Alomondo Curry

North Carolina A&T Aggies
- Title: Cornerbacks coach

Personal information
- Born: August 18, 1980 (age 45) Hampton, Virginia, U.S.
- Listed height: 5 ft 8 in (1.73 m)
- Listed weight: 175 lb (79 kg)

Career information
- College: Virginia
- NFL draft: 2004: undrafted

Career history

Playing
- Montreal Alouettes (2004–2005); Saskatchewan Roughriders (2006);

Coaching
- Hampton HS (VA) (2008–2010) Assistant coach; Heritage HS (VA) (2011) Defensive coordinator; Christopher Newport (2012–2014) Defensive backs coach; Virginia State (2015–2016) Defensive backs coach; William & Mary (2019) Quality control coach & defensive analyst; Maryville (2020) Cornerbacks coach; Towson (2021–2022) Cornerbacks coach; North Carolina A&T (2023–present) Cornerbacks coach;

Awards and highlights
- Frank M. Gibson Trophy (2004);

= Almondo Curry =

American football player and coach (born 1980)

Almondo Alfonzo Curry (born August 18, 1980) is an American college football coach and former cornerback.
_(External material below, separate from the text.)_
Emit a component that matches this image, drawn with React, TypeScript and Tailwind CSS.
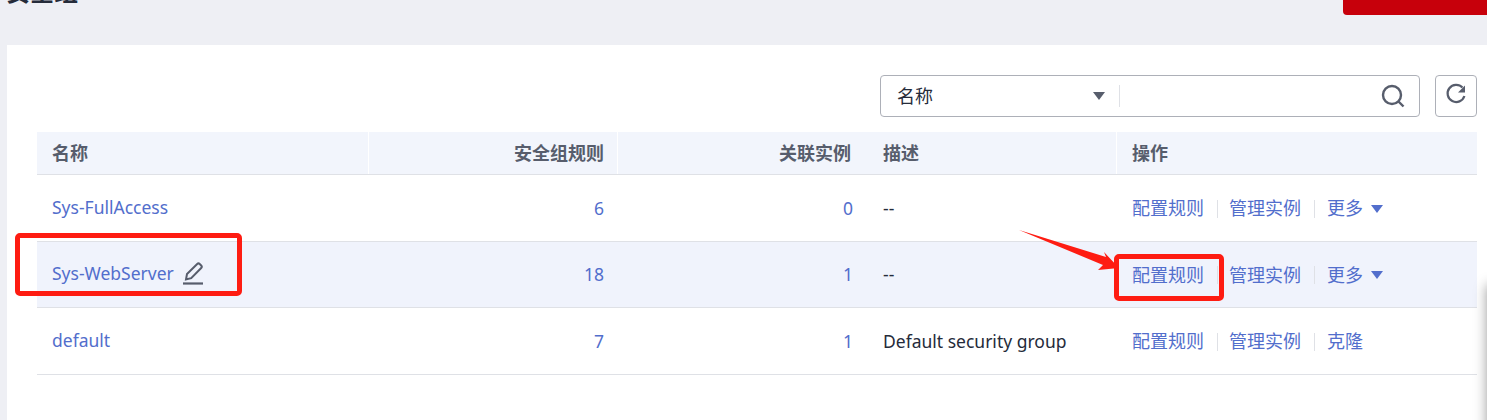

He is the cornerbacks coach for North Carolina A&T State University, a position he has held since 2023. He played college football for Virginia. After going undrafted in the 2004 NFL Draft he signed with the Montreal Alouettes of the Canadian Football League (CFL). He also played for the Saskatchewan Roughriders.

== College career ==
From 1999 to 2003, Curry played college football for Virginia as a cornerback.

== Professional career ==

=== Montreal Alouettes ===
After going undrafted in the 2004 NFL Draft, Curry signed with the Montreal Alouettes of the Canadian Football League (CFL). He was named to the CFL All-Star team in 2004

=== Saskatchewan Roughriders ===
In 2006, Curry was traded to Saskatchewan Roughriders for quarterback, Nealon Greene.

== Coaching career ==
In 2008, Curry was hired as an assistant coach for Hampton High School.

In 2011, Curry was hired as the defensive coordinator for Heritage High School.

In 2012, Curry was hired as the defensive backs coach for Christopher Newport.

In 2015, Curry was hired as the defensive backs coach for Virginia State. He held the position until 2016.

In 2019, Curry was hired as a quality control coach and defensive analyst for William & Mary.

In 2020, Curry was hired as the cornerbacks coach for Maryville.

In 2021, Curry was hired as the cornerbacks coach for Towson.

In 2023, Curry was hired as the cornerbacks coach for North Carolina A&T.

== Personal life ==
In 2003, Curry was charged with assault and battery. He was acquitted in April 2003.